On Thu, 31 Mar 2022 21:08:12 +0800
Robert Hoo <robert.hu@linux.intel.com> wrote:

> On Thu, 2022-03-31 at 14:09 +0200, Igor Mammedov wrote:
> > On Tue, 29 Mar 2022 15:07:43 +0800
> > Robert Hoo <robert.hu@linux.intel.com> wrote:
> >   
> > > Since v2.7, QEMU has supported the emulation of NVDIMM's labels.
> > > With -device nvdimm,...,lsa-size=, the vNVDIMM to guest has this
> > > capability. But if the emulated LSA area isn't initialized, guest
> > > Kernel
> > > can't enumerate it correctly.
> > > 
> > > This patch is to initialize/format the vNVDIMM's LSA, if it has
> > > been
> > > designated the Label capability.

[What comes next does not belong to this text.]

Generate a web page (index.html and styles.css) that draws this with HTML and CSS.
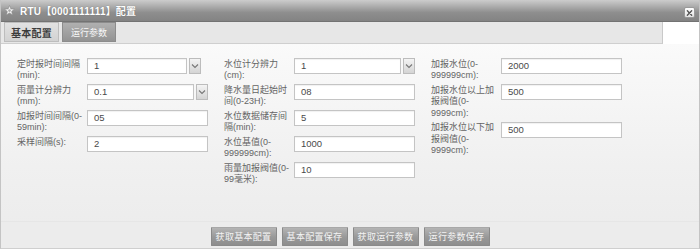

The index block format will be
> > > v1.1
> > > initially, in order to obtain maximum compatibility. VM user can
> > > later
> > > `ndctl init-label` to make it v1.2 if necessary. [1]  
> > 
> > Can user initialize/format LSA from guest using ndctl/some other
> > tool?
> >   
> Yes, he can. But when guest Kernel already told him this is a dimm
> without label capability, dare/should he take this dangerous action?;-)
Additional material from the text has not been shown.